Ripples in graphene form due to self-compression and the potential energy associated with a ripple as it under goes spontaneous buckling (change of curvature from concave to convex and vice versa) is a double well potential. Here, we discuss the relationship between the energy barrier which separates the two lowest energy configurations to the strain and height of the ripples in freestanding graphene. We then model the ripple curvature inversion dynamic, due to thermal energy using Langevin’s equation. Spontaneous mechanical buckling is the source of the energy that is to be harvested. The mechanical power of the system is calculated and we found that a 10 nm by 10 nm ripple can continuously produce 10 pW. Alternatively, a 10 micron by 10 micron sheet, which is our typical sample size, could yield 10 microwatts, which is more power than a wristwatch battery produces. Furthermore, a typical solar panel produces 100 W/m2, or 1,000 times less power for the same 10 micron by 10 micron area.

I find this appalling. They are tooting their own horn, presenting an unverified possibility, that they imagine, as a real and accessible technology (with “can,” instead of “could,” or “possibly could.” I have yet to find confirmation of their speculation. They here compare a speculative measure of “mechanical power,” which they calculate at 1o pw for a 10 nm ripple.

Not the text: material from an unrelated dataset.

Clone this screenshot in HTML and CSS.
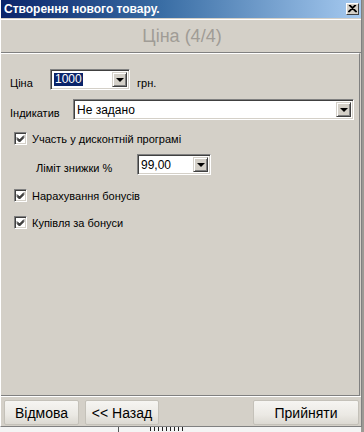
FILE: index.html
```html
<!DOCTYPE html>
<html lang="uk">
<head>
    <meta charset="UTF-8">
    <title>Створення нового товару.</title>
    <link rel="stylesheet" href="styles.css">
</head>
<body>
    <div class="window">
        <div class="titlebar">
            <span class="title-text">Створення нового товару.</span>
            <span class="close-button">
                <svg width="9" height="8" viewBox="0 0 9 8"><path d="M1 0 L8 7 M8 0 L1 7 M2 0 L9 7 M7 0 L0 7" stroke="#000" stroke-width="1.1" fill="none"/></svg>
            </span>
        </div>

        <div class="step-header">Ціна (4/4)</div>

        <div class="panel">
            <div class="row row-price">
                <span class="label label-price">Ціна</span>
                <div class="combo combo-price">
                    <span class="combo-value"><span class="selected">1000</span></span>
                    <span class="combo-arrow"><i class="triangle"></i></span>
                </div>
                <span class="label label-unit">грн.</span>
            </div>

            <div class="row row-indicator">
                <span class="label label-indicator">Індикатив</span>
                <div class="combo combo-indicator">
                    <span class="combo-value">Не задано</span>
                    <span class="combo-arrow"><i class="triangle"></i></span>
                </div>
            </div>

            <label class="check check-discount">
                <span class="check-box"><svg width="9" height="9" viewBox="0 0 9 9"><path d="M1 3.5 L3.5 6 L8 1.5 M1 4.5 L3.5 7 L8 2.5 M1 5.5 L3.5 8 L8 3.5" stroke="#000" stroke-width="1" fill="none"/></svg></span>
                <span class="check-text">Участь у дисконтній програмі</span>
            </label>

            <div class="row row-limit">
                <span class="label label-limit">Ліміт знижки %</span>
                <div class="combo combo-limit">
                    <span class="combo-value">99,00</span>
                    <span class="combo-arrow"><i class="triangle"></i></span>
                </div>
            </div>

            <label class="check check-bonus">
                <span class="check-box"><svg width="9" height="9" viewBox="0 0 9 9"><path d="M1 3.5 L3.5 6 L8 1.5 M1 4.5 L3.5 7 L8 2.5 M1 5.5 L3.5 8 L8 3.5" stroke="#000" stroke-width="1" fill="none"/></svg></span>
                <span class="check-text">Нарахування бонусів</span>
            </label>

            <label class="check check-buy">
                <span class="check-box"><svg width="9" height="9" viewBox="0 0 9 9"><path d="M1 3.5 L3.5 6 L8 1.5 M1 4.5 L3.5 7 L8 2.5 M1 5.5 L3.5 8 L8 3.5" stroke="#000" stroke-width="1" fill="none"/></svg></span>
                <span class="check-text">Купівля за бонуси</span>
            </label>
        </div>

        <div class="footer">
            <button class="btn btn-cancel">Відмова</button>
            <button class="btn btn-back">&lt;&lt; Назад</button>
            <button class="btn btn-accept">Прийняти</button>
        </div>
    </div>
    <div class="desktop-strip">
        <span class="strip-line"></span>
        <span class="strip-marks"></span>
    </div>
</body>
</html>
```

FILE: styles.css
```css
body {
    margin: 0;
    width: 364px;
    height: 432px;
    overflow: hidden;
    background-color: #9c9a94;
    font-family: 'Liberation Sans', Arial, sans-serif;
    font-size: 11px;
    color: #000;
}
.window {
    width: 360px;
    height: 426px;
    background-color: #d4d0c8;
    border-left: 1px solid #ffffff;
    border-right: 1px solid #808080;
    border-bottom: 1px solid #808080;
    display: flex;
    flex-direction: column;
}
.titlebar {
    height: 18px;
    background: linear-gradient(to right, #0a246a 0%, #3a6ea5 45%, #a6caf0 100%);
    display: flex;
    align-items: center;
    justify-content: space-between;
    padding: 0 2px 0 3px;
    border-bottom: 1px solid #d4d0c8;
}
.title-text {
    color: #ffffff;
    font-weight: bold;
    font-size: 12px;
}
.close-button {
    width: 13px;
    height: 12px;
    box-sizing: border-box;
    background-color: #d4d0c8;
    border-top: 1px solid #ffffff;
    border-left: 1px solid #ffffff;
    border-right: 1px solid #404040;
    border-bottom: 1px solid #404040;
    display: flex;
    align-items: center;
    justify-content: center;
}
.step-header {
    height: 32px;
    border-top: 1px solid #ffffff;
    border-bottom: 1px solid #808080;
    display: flex;
    align-items: center;
    justify-content: center;
    font-size: 18px;
    color: #a09c96;
    padding-left: 2px;
}
.panel {
    flex: 1;
    border-top: 1px solid #ffffff;
    border-bottom: 1px solid #808080;
    border-right: 1px solid #808080;
    margin-right: 1px;
    padding-left: 9px;
    display: flex;
    flex-direction: column;
    align-items: flex-start;
}
.row {
    display: flex;
    align-items: center;
}
.label {
    padding-top: 6px;
}
.row-price {
    margin-top: 15px;
}
.label-price {
    width: 40px;
}
.label-unit {
    margin-left: 7px;
}
.row-indicator {
    margin-top: 9px;
}
.label-indicator {
    width: 63px;
}
.row-limit {
    margin-top: 9px;
    margin-left: 26px;
}
.label-limit {
    width: 101px;
}
.combo {
    height: 21px;
    box-sizing: border-box;
    background-color: #ffffff;
    border-top: 1px solid #808080;
    border-left: 1px solid #808080;
    border-right: 1px solid #ffffff;
    border-bottom: 1px solid #ffffff;
    box-shadow: inset 1px 1px 0 #404040, inset -1px -1px 0 #d4d0c8;
    display: flex;
    align-items: stretch;
    padding: 2px;
}
.combo-price {
    width: 80px;
}
.combo-indicator {
    width: 281px;
}
.combo-limit {
    width: 74px;
}
.combo-value {
    flex: 1;
    display: flex;
    align-items: center;
    padding-left: 1px;
    font-size: 12px;
}
.selected {
    background-color: #0a246a;
    color: #ffffff;
    padding: 0 1px;
    line-height: 13px;
}
.combo-arrow {
    width: 15px;
    box-sizing: border-box;
    background-color: #d4d0c8;
    border-top: 1px solid #d4d0c8;
    border-left: 1px solid #d4d0c8;
    border-right: 1px solid #404040;
    border-bottom: 1px solid #404040;
    box-shadow: inset 1px 1px 0 #ffffff, inset -1px -1px 0 #808080;
    display: flex;
    align-items: center;
    justify-content: center;
}
.triangle {
    width: 0;
    height: 0;
    border-left: 4px solid transparent;
    border-right: 4px solid transparent;
    border-top: 4px solid #000000;
    margin-top: 1px;
}
.check {
    display: flex;
    align-items: center;
    margin-left: 4px;
}
.check-discount {
    margin-top: 12px;
}
.check-bonus {
    margin-top: 14px;
}
.check-buy {
    margin-top: 14px;
}
.check-box {
    width: 13px;
    height: 13px;
    box-sizing: border-box;
    background-color: #ffffff;
    border-top: 1px solid #808080;
    border-left: 1px solid #808080;
    border-right: 1px solid #ffffff;
    border-bottom: 1px solid #ffffff;
    box-shadow: inset 1px 1px 0 #404040, inset -1px -1px 0 #d4d0c8;
    display: flex;
    align-items: center;
    justify-content: center;
}
.check-text {
    margin-left: 5px;
}
.footer {
    height: 30px;
    border-top: 1px solid #ffffff;
    display: flex;
    align-items: flex-start;
    padding: 3px 0 0 3px;
    box-sizing: border-box;
}
.btn {
    height: 25px;
    font-family: 'Liberation Sans', Arial, sans-serif;
    font-size: 14px;
    color: #000;
    background: linear-gradient(to bottom, #f6f5f2 0%, #ebe9e4 60%, #dcd9d2 100%);
    border: 1px solid #c4c1b9;
    border-radius: 2px;
    padding: 0;
}
.btn-cancel {
    width: 75px;
}
.btn-back {
    width: 74px;
    margin-left: 6px;
}
.btn-accept {
    width: 106px;
    margin-left: auto;
    margin-right: 2px;
}
.desktop-strip {
    height: 5px;
    background-color: #f4f4f4;
    position: relative;
    overflow: hidden;
    width: 361px;
}
.strip-line {
    position: absolute;
    left: 118px;
    top: 0;
    width: 1px;
    height: 5px;
    background-color: #555;
}
.strip-marks {
    position: absolute;
    left: 150px;
    top: 0;
    width: 35px;
    height: 4px;
    background: repeating-linear-gradient(to right, #222 0, #222 1px, transparent 1px, transparent 4px);
}
```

Then they extrapolate this to 1o microns by 10 microns, their “typical sample size,” (a million times larger), and then they compare it with actual power of real devices, for 10 meters by ten meters, another million times larger.

This is a trick: it looks like 10 pw of AC power could be “harvested” from a 10 by 10 nm ripple, as a limit (there would be losses, if it works).  What happens if the area of the device is, instead, 10 microns by 10 microns? Would the power be multiplied by the area, or would it be averaged? I don’t see that this has been thought all the way through, and thinking would be inadequate. What actually happens if this is tried?